Minutos depois, Husan apareceu entre os demais refugiados com os braços para o alto. O crucifixo, grande e brilhante, estava nas mãos. “Eu amo isso daqui. Amo. Aleluia!”, disse ofegante, com a voz enrolada, antes de embarcar no ônibus para sua primeira noite em um abrigo de emergência. Despediu-se extasiado com a possibilidade de viver na Alemanha. Quer trabalhar como garçom ou dar aulas de judô.
Um teto por uma noite
Às 22h, 7ºC, o último ônibus da noite partiu levando Husan e pelo menos mais uma dezena de idiomas diferentes. Ficaram para trás, nas calçadas, cerca de 150 pessoas, enquanto outras não paravam de chegar. Uma família de sérvios – pai, mãe e filho de 6 anos – estavam no chão. Outra família, desta vez bastante numerosa, se acomodava perto das cercas de segurança. Um grupo de jovens albaneses discutia em voz alta. Um rapaz do Mali, de apenas 17 anos, procurava orientação em francês.
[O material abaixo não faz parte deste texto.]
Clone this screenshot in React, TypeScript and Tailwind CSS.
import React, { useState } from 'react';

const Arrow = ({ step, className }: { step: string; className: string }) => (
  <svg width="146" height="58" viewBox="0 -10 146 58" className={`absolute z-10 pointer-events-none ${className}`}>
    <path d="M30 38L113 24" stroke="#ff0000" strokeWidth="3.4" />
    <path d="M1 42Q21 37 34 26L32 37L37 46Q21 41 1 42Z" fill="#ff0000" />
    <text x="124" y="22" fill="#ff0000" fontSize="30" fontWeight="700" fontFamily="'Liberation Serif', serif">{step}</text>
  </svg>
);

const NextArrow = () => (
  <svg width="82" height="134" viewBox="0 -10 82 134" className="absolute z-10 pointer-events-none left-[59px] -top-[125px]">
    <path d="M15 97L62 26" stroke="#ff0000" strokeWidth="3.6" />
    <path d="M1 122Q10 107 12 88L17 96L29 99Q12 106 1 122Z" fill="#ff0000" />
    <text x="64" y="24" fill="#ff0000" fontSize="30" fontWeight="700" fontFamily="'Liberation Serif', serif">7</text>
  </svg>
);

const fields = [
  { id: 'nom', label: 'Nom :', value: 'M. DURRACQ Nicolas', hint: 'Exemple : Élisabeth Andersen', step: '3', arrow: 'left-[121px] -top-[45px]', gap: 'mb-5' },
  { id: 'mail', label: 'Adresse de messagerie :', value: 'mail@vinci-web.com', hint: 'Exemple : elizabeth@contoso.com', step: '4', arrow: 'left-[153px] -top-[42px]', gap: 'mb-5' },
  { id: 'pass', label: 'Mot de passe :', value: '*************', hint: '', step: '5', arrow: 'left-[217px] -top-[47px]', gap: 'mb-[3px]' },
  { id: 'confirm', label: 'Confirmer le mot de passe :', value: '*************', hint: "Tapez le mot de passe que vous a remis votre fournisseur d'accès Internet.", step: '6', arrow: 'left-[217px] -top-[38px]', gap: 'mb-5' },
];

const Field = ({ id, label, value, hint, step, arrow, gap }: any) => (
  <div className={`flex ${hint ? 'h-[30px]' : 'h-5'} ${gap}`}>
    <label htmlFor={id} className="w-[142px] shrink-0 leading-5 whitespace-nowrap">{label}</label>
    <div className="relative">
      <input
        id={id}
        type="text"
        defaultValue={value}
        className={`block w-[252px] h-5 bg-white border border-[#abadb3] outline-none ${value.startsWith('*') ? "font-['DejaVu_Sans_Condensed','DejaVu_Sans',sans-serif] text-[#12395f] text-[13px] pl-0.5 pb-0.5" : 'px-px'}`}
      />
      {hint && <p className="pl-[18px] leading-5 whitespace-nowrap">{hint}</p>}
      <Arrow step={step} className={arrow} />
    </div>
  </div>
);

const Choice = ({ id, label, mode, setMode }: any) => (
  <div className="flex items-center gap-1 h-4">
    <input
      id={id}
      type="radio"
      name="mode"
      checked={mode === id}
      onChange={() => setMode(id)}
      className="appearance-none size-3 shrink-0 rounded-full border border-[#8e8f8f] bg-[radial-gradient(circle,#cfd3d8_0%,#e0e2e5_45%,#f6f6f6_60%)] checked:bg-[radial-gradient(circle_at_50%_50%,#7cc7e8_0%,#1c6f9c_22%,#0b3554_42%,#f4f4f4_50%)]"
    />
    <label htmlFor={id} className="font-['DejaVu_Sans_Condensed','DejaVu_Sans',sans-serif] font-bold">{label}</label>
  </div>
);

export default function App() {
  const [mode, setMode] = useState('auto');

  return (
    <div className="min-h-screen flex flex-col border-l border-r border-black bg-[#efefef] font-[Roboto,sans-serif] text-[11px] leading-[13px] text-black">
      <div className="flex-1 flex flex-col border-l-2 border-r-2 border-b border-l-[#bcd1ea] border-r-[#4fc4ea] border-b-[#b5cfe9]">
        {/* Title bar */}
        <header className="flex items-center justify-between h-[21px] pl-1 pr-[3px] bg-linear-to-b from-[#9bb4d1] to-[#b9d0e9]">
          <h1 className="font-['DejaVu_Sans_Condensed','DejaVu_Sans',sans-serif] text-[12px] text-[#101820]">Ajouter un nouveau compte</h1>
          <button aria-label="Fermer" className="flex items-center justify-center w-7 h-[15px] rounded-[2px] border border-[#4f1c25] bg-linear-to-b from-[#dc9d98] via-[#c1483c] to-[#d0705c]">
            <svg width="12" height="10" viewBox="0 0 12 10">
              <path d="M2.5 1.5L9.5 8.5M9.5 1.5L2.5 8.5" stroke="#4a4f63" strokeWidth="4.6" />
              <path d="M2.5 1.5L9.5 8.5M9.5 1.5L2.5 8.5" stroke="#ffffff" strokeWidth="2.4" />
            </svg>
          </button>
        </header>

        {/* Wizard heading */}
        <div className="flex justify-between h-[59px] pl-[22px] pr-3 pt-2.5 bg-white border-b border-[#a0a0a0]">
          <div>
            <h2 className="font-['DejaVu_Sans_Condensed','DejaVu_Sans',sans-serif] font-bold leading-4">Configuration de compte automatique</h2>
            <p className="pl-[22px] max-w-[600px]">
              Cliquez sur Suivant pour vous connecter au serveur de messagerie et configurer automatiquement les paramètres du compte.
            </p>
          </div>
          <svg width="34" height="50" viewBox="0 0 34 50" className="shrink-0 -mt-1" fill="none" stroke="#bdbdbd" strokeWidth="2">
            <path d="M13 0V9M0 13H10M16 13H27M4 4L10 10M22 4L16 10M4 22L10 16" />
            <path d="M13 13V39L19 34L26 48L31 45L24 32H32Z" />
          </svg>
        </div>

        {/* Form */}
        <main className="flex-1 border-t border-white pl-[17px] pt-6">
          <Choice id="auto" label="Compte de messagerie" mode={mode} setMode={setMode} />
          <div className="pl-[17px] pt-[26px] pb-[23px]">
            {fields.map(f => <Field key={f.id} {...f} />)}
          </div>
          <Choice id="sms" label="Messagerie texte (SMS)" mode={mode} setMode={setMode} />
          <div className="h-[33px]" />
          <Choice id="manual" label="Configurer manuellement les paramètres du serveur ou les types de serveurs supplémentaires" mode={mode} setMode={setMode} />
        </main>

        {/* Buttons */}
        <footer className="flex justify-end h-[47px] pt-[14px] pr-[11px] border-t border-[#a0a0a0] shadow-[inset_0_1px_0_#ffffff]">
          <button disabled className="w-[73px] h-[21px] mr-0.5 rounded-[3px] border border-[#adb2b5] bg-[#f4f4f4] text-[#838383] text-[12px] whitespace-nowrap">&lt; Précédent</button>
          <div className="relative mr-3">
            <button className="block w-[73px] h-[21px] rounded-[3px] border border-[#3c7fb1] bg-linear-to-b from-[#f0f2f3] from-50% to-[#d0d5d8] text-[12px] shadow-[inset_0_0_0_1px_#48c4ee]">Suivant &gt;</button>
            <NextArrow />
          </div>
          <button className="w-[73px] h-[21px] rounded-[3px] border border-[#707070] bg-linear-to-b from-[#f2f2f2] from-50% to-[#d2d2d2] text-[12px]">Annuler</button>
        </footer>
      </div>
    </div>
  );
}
Foi quando uma ativista postou no Facebook um pedido dramático de ajuda: “Alerta! Não existe mais abrigos de emergência para a multidão no LaGeSo. Berlim continua falhando. Quem conhece ginásios e proprietários de grandes imóveis e pode conseguir AGORA lugares para dormir? Quem pode abrir suas casas? Por favor, apareçam AGORA no LaGeSo, Turmstrasse 21”.
NULL
NULL
Começava assim o lento e difícil trabalho dos voluntários de encontrar quartos para os que ainda queriam dormir com conforto. Com a ajuda de tradutores, eles abordavam as famílias recém-chegadas. “Quantas pessoas são? Os alburgues já estão fechados. Vocês têm duas opções hoje: ficar aqui ou ir para um quarto privado aqui na região, na casa de um voluntário, para passar a noite. O que preferem?”.
A desconfiança de alguns e a demora para decidir tornavam o ambiente ainda mais tenso. “Isso é uma loucura!”, bradou um alemão alto, já de cabelos brancos. Sempre simpático, o voluntário estava cansado de esperar o garoto albanês sair do telefone. Os problemas de comunicação não são comuns, mas acontecem com mais frequência enquanto a noite avança.
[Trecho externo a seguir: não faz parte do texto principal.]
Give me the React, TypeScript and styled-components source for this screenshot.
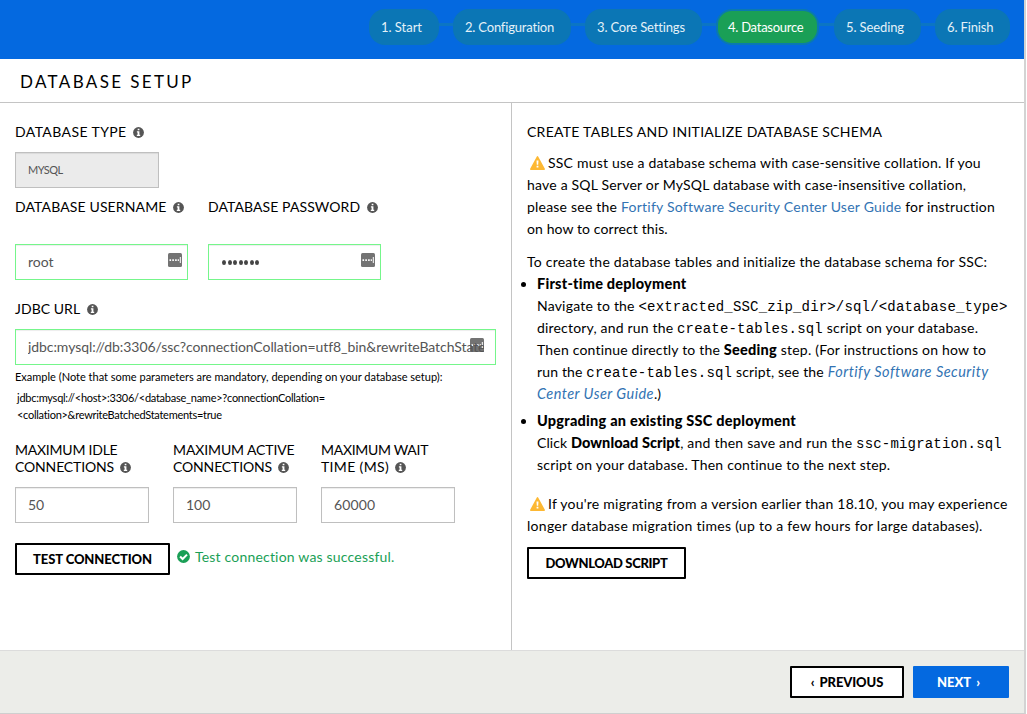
import React from 'react';
import styled, { createGlobalStyle } from 'styled-components';

const GlobalStyle = createGlobalStyle`
  * { box-sizing: border-box; }
  body { margin: 0; background: #fff; font-family: Lato, "Liberation Sans", sans-serif; font-size: 14px; color: #000; font-variant-ligatures: none; }
`;

const Window = styled.div`
  width: 1026px;
  height: 714px;
  display: flex;
  flex-direction: column;
  border-right: 2px solid #d3d3d3;
  border-bottom: 1px solid #cfcfcf;
  overflow: hidden;
`;

const TopBar = styled.header`
  height: 59px;
  flex: none;
  padding: 9px 14px 0 0;
  display: flex;
  justify-content: flex-end;
  align-items: flex-start;
  background: #0469e0;
`;

const Connector = styled.span<{ $w: number }>`
  width: ${p => p.$w}px;
  height: 3px;
  margin-top: 14px;
  background: #0b75c4;
`;

const Step = styled.div<{ $w: number; $ls: number; $active?: boolean }>`
  width: ${p => p.$w}px;
  height: 36px;
  padding-left: ${p => (p.$active ? 10 : 12)}px;
  border-radius: 16px;
  border: ${p => (p.$active ? '2px solid #0a79b0' : '0')};
  background: ${p => (p.$active ? '#1a9f56' : '#0b76b5')};
  color: ${p => (p.$active ? '#fff' : '#e4f1f8')};
  font-size: 13px;
  line-height: ${p => (p.$active ? 33 : 37)}px;
  letter-spacing: ${p => p.$ls}px;
  white-space: nowrap;
`;

const TitleBar = styled.div`
  height: 44px;
  flex: none;
  padding-left: 20px;
  border-bottom: 1px solid #c4c4c4;
`;

const Title = styled.h1`
  margin: 0;
  font-size: 17px;
  font-weight: 400;
  line-height: 46px;
  letter-spacing: 2.35px;
`;

const Body = styled.main`
  flex: 1;
  display: flex;
  min-height: 0;
`;

const FormPane = styled.section`
  width: 512px;
  flex: none;
  padding: 20px 15px 0;
  border-right: 1px solid #c4c4c4;
`;

const InfoPane = styled.section`
  flex: 1;
  min-width: 0;
  padding: 20px 0 0 15px;
`;

const Row = styled.div<{ $gap?: number; $mt?: number }>`
  display: flex;
  align-items: flex-start;
  gap: ${p => p.$gap ?? 0}px;
  margin-top: ${p => p.$mt ?? 0}px;
`;

const Field = styled.div<{ $w: number }>`
  width: ${p => p.$w}px;
`;

const Label = styled.label<{ $mb: number; $h?: number }>`
  display: block;
  margin-bottom: ${p => p.$mb}px;
  line-height: ${p => p.$h ?? 18}px;
  white-space: nowrap;
`;

const T = styled.span<{ $ls?: number }>`
  letter-spacing: ${p => p.$ls ?? 0}px;
  white-space: pre;
`;

const InfoSvg = styled.svg`
  width: 11px;
  height: 11px;
  margin-left: 6.4px;
  vertical-align: -1px;
`;

const Info = () => (
  <InfoSvg viewBox="0 0 11 11">
    <circle cx="5.5" cy="5.5" r="5.4" fill="#555" />
    <path d="M4.7 1.8h1.7v1.5H4.7zM3.9 4.3h2.5v3.5h.8v1.1H3.8V7.8h.8V5.4h-.7z" fill="#fff" />
  </InfoSvg>
);

const InputBox = styled.div<{ $w: number; $valid?: boolean; $disabled?: boolean }>`
  width: ${p => p.$w}px;
  height: 36px;
  padding: 0 5px 2px 12px;
  display: flex;
  align-items: center;
  position: relative;
  border: 1px solid ${p => (p.$valid ? '#75f68b' : '#bfbfbf')};
  background: ${p => (p.$disabled ? '#ebebeb' : '#fff')};
  box-shadow: inset 0 1px 1px rgba(0, 0, 0, 0.075);
  color: #555;
  font-size: ${p => (p.$disabled ? 11 : 14)}px;
  white-space: nowrap;
`;

const UrlValue = styled(T)`
  z-index: 1;
  width: 456px;
  overflow: hidden;
`;

const KeySvg = styled.svg<{ $right: number }>`
  position: absolute;
  z-index: 0;
  right: ${p => p.$right}px;
  top: 8px;
  width: 14px;
  height: 14px;
`;

const KeyBadge = ({ right = 5 }: { right?: number }) => (
  <KeySvg $right={right} viewBox="0 0 14 14">
    <rect width="14" height="14" rx="1.5" fill="#737373" />
    <path d="M1.5 6.2h1.6v1.7H1.5zM4.3 6.2h1.6v1.7H4.3zM7.1 6.2h1.6v1.7H7.1zM9.7 6.2h1.2v1.7H9.7zM11.8 4h1v6h-1z" fill="#fff" />
  </KeySvg>
);

const Dots = styled.span`
  display: flex;
  gap: 1.5px;
  padding: 2px 0 0 1px;
`;

const Dot = styled.i`
  width: 4px;
  height: 5px;
  border-radius: 50%;
  background: #444;
`;

const Note = styled.p<{ $mt: number; $pl?: number }>`
  margin: ${p => p.$mt}px 0 0;
  padding-left: ${p => p.$pl ?? 0}px;
  font-size: 11px;
  line-height: 17px;
  white-space: nowrap;
`;

const Button = styled.button<{ $w: number; $ls: number; $primary?: boolean; $mt?: number }>`
  width: ${p => p.$w}px;
  height: 32px;
  flex: none;
  display: flex;
  align-items: center;
  justify-content: center;
  gap: 5px;
  margin: ${p => p.$mt ?? 0}px 0 0;
  padding: 0;
  border: 2px solid ${p => (p.$primary ? '#0469e0' : '#000')};
  border-radius: 1px;
  background: ${p => (p.$primary ? '#0469e0' : '#fff')};
  color: ${p => (p.$primary ? '#fff' : '#000')};
  font: 900 13px/28px Lato, "Liberation Sans", sans-serif;
  letter-spacing: ${p => p.$ls}px;
  white-space: pre;
`;

const NavButton = styled(Button)<{ $pr?: number }>`
  padding-right: ${p => p.$pr ?? 0}px;
`;

const Success = styled.div`
  display: flex;
  align-items: center;
  gap: 5px;
  height: 27px;
  color: #1a9f56;
  line-height: 26px;
  white-space: nowrap;
`;

const Check = () => (
  <svg width="13" height="13" viewBox="0 0 13 13">
    <circle cx="6.5" cy="6.5" r="6.4" fill="#1a9f56" />
    <path d="M3.1 6.5l2.5 2.5 4.4-4.4" fill="none" stroke="#fff" strokeWidth="2" />
  </svg>
);

const WarnSvg = styled.svg`
  width: 15px;
  height: 14px;
  margin: 0 3px;
  vertical-align: -1.5px;
`;

const Warn = () => (
  <WarnSvg viewBox="0 0 15 14">
    <path d="M7.5.8L14.2 13.2H.8z" fill="#fdb833" stroke="#fdb833" strokeWidth="1.5" strokeLinejoin="round" />
    <path d="M6.5 4.4h2l-.3 4.3H6.8zM6.6 9.8h1.8v1.8H6.6z" fill="#fff" />
  </WarnSvg>
);

const Line = styled.div`
  height: 22px;
  line-height: 22px;
  white-space: nowrap;
`;

const Block = styled.div<{ $mt: number }>`
  margin-top: ${p => p.$mt}px;
`;

const List = styled.ul`
  margin: 0;
  padding: 0 0 0 10px;
`;

const Item = styled.li<{ $mt?: number }>`
  margin-top: ${p => p.$mt ?? 0}px;
  list-style: none;
`;

const Bullet = styled.span`
  display: inline-block;
  width: 5px;
  height: 5px;
  margin: 0 11px 0 -16px;
  border-radius: 50%;
  background: #000;
  vertical-align: 2.5px;
`;

const B = styled(T)`
  font-size: 14.5px;
  font-weight: 900;
`;

const Code = styled.code`
  font: 14px/20px "Liberation Mono", monospace;
  letter-spacing: 0.18px;
`;

const Link = styled.a<{ $ls: number; $italic?: boolean }>`
  color: #3273b3;
  letter-spacing: ${p => p.$ls}px;
  font-style: ${p => (p.$italic ? 'italic' : 'normal')};
  font-size: ${p => (p.$italic ? 14.5 : 14)}px;
  text-decoration: none;
`;

const Footer = styled.footer`
  height: 63px;
  flex: none;
  padding: 15px 15px 0 0;
  display: flex;
  justify-content: flex-end;
  gap: 9px;
  background: #ecede9;
  border-top: 1px solid #dcdcdc;
`;

export default function App() {
  return (
    <Window>
      <GlobalStyle />
      <TopBar>
        <Step $w={70} $ls={-0.03}>1. Start</Step>
        <Connector $w={14} />
        <Step $w={118} $ls={-0.19}>2. Configuration</Step>
        <Connector $w={14} />
        <Step $w={117} $ls={-0.16}>3. Core Settings</Step>
        <Connector $w={14} />
        <Step $w={103} $ls={-0.26} $active>4. Datasource</Step>
        <Connector $w={15} />
        <Step $w={87} $ls={-0.11}>5. Seeding</Step>
        <Connector $w={14} />
        <Step $w={75} $ls={-0.13}>6. Finish</Step>
      </TopBar>
      <TitleBar><Title>DATABASE SETUP</Title></TitleBar>
      <Body>
        <FormPane>
          <Label $mb={11}><T $ls={0.4}>DATABASE TYPE</T><Info /></Label>
          <InputBox $w={144} $disabled><T $ls={-0.5}>MYSQL</T></InputBox>
          <Row $gap={20} $mt={10}>
            <Field $w={173}>
              <Label $mb={28}><T $ls={0.13}>DATABASE USERNAME</T><Info /></Label>
              <InputBox $w={173} $valid><T>root</T><KeyBadge /></InputBox>
            </Field>
            <Field $w={173}>
              <Label $mb={28}><T $ls={0.09}>DATABASE PASSWORD</T><Info /></Label>
              <InputBox $w={173} $valid>
                <Dots>{Array.from({ length: 7 }, (_, i) => <Dot key={i} />)}</Dots>
                <KeyBadge />
              </InputBox>
            </Field>
          </Row>
          <Block $mt={20}>
            <Label $mb={11}><T $ls={0.04}>JDBC URL</T><Info /></Label>
            <InputBox $w={481} $valid>
              <KeyBadge right={11} />
              <UrlValue $ls={-0.07}>jdbc:mysql://db:3306/ssc?connectionCollation=utf8_bin&amp;rewriteBatchState</UrlValue>
            </InputBox>
          </Block>
          <Note $mt={3}>
            <T>Example (Note that some parameters are mandatory, depending on your database setup):</T>
          </Note>
          <Note $mt={4} $pl={2}>
            <T $ls={-0.26}>jdbc:mysql://&lt;host&gt;:3306/&lt;database_name&gt;?connectionCollation=</T><br />
            <T $ls={-0.28}>&lt;collation&gt;&amp;rewriteBatchedStatements=true</T>
          </Note>
          <Row $gap={24} $mt={18}>
            <Field $w={134}>
              <Label $mb={12} $h={17}><T $ls={-0.23}>MAXIMUM IDLE</T><br /><T $ls={-0.15}>CONNECTIONS</T><Info /></Label>
              <InputBox $w={134}><T>50</T></InputBox>
            </Field>
            <Field $w={124}>
              <Label $mb={12} $h={17}><T $ls={-0.12}>MAXIMUM ACTIVE</T><br /><T $ls={-0.15}>CONNECTIONS</T><Info /></Label>
              <InputBox $w={124}><T>100</T></InputBox>
            </Field>
            <Field $w={134}>
              <Label $mb={12} $h={17}><T $ls={-0.3}>MAXIMUM WAIT</T><br /><T $ls={0.34}>TIME (MS)</T><Info /></Label>
              <InputBox $w={134}><T $ls={0.14}>60000</T></InputBox>
            </Field>
          </Row>
          <Row $gap={7} $mt={20}>
            <Button $w={155} $ls={-0.1}>TEST CONNECTION</Button>
            <Success><Check /><T $ls={0.19}>Test connection was successful.</T></Success>
          </Row>
        </FormPane>
        <InfoPane>
          <Label $mb={11}><T $ls={0.27}>CREATE TABLES AND INITIALIZE DATABASE SCHEMA</T></Label>
          <Line><Warn /><T $ls={0.2}>SSC must use a database schema with case-sensitive collation. If you</T></Line>
          <Line><T $ls={0.2}>have a SQL Server or MySQL database with case-insensitive collation,</T></Line>
          <Line>
            <T $ls={0.21}>please see the </T>
            <Link $ls={0.25}>Fortify Software Security Center User Guide</Link>
            <T $ls={0.18}> for instruction</T>
          </Line>
          <Line><T $ls={0.1}>on how to correct this.</T></Line>
          <Block $mt={11}>
            <Line><T $ls={0.23}>To create the database tables and initialize the database schema for SSC:</T></Line>
            <List>
              <Item>
                <Line><Bullet /><B $ls={0.22}>First-time deployment</B></Line>
                <Line><T $ls={0.2}>Navigate to the </T><Code>&lt;extracted_SSC_zip_dir&gt;/sql/&lt;database_type&gt;</Code></Line>
                <Line><T $ls={0.18}>directory, and run the </T><Code>create-tables.sql</Code><T $ls={0.23}> script on your database.</T></Line>
                <Line><T $ls={0.19}>Then continue directly to the </T><B $ls={0.24}>Seeding</B><T $ls={0.21}> step. (For instructions on how to</T></Line>
                <Line>
                  <T $ls={0.15}>run the </T><Code>create-tables.sql</Code><T $ls={0.17}> script, see the </T>
                  <Link $ls={0.49} $italic>Fortify Software Security</Link>
                </Line>
                <Line><Link $ls={0.46} $italic>Center User Guide</Link><T>.)</T></Line>
              </Item>
              <Item $mt={5}>
                <Line><Bullet /><B $ls={0.24}>Upgrading an existing SSC deployment</B></Line>
                <Line><T $ls={0.1}>Click </T><B $ls={0.06}>Download Script</B><T $ls={0.22}>, and then save and run the </T><Code>ssc-migration.sql</Code></Line>
                <Line><T $ls={0.21}>script on your database. Then continue to the next step.</T></Line>
              </Item>
            </List>
          </Block>
          <Block $mt={17}>
            <Line><Warn /><T $ls={0.23}>If you're migrating from a version earlier than 18.10, you may experience</T></Line>
            <Line><T $ls={0.28}>longer database migration times (up to a few hours for large databases).</T></Line>
          </Block>
          <Button $w={159} $ls={-0.34} $mt={10}>DOWNLOAD SCRIPT</Button>
        </InfoPane>
      </Body>
      <Footer>
        <NavButton $w={114} $ls={-0.1}><span>‹</span><span>PREVIOUS</span></NavButton>
        <NavButton $w={96} $ls={0} $pr={5} $primary><span>NEXT</span><span>›</span></NavButton>
      </Footer>
    </Window>
  );
}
O garoto albanês, de qualquer maneira, não era o primeiro da fila por um quarto. A família de sérvios tinha preferência. O menino já dormia nos braços do pai, que estava sentado no chão, fumava um cigarro atrás do outro e exalava uma tensão insuportável.
Por sorte, o post na rede social teve resultado quase imediato. Dentro de 15 minutos, uma caminhonete encostou e um casal jovem desceu. Eles trocaram cumprimentos breves com a família de sérvios e embarcaram para passar pelo menos uma noite mais confortável. Cinco minutos depois, o garoto albanês, que enfim saiu do telefone, também recebeu e aceitou a oportunidade de ficar com outro casal.
Roberto Almeida/ Opera Mundi
Recém-chegado em Berlim, Alex Husan comemora acolhida no abrigo de refugiados
A situação se repete, segundo voluntários, há semanas. Não há lugar para todos os refugiados e as condições de trabalho estão abaixo da média. A pressão aumentou e Dirk Gerstle e Dieter Glietsch, coordenadores e secretários do LaGeSo, emitiram uma nota à imprensa na quinta-feira (24/09) prometendo mais pessoal e melhorias imediatas na estrutura e na comunicação. Um alívio passageiro para um desafio que está apenas começando para a burocracia alemã.
O que mais precisa ser feito? Um rapaz albanês, 23 anos, que não quis se identificar, diz ter a resposta na ponta da língua. “Eu cheguei há um mês em busca de vida melhor. Quero trabalhar com qualquer coisa. Não aguento mais. Só quero que os alemães me digam logo ‘sim’ ou ‘não’. Se for um ‘não’, eu volto para casa no dia seguinte e a vida continua.”
Países balcânicos
De acordo com dados do governo, 22,9% dos registros de pedidos de asilo são feitos por sírios (52,8 mil), 16,3% são de albaneses (37,6 mil) e 13,3% são de kosovares (30,7 mil). Embora não seja tão evidente, o número de pedidos vindo de países dos Bálcãs supera com facilidade o número de pedidos de sírios, afegãos e iraquianos.
Além de albaneses e kosovares que, somados, superam o número de sírios, há 13 mil sérvios e 6,4 mil macedônios pedindo asilo. Como não vieram de países em guerra, suas chances de ficar na Alemanha são muito menores. De todos os solicitantes que chegaram à Alemanha entre janeiro e agosto de 2015, a maioria (62,7%) recebeu resposta negativa.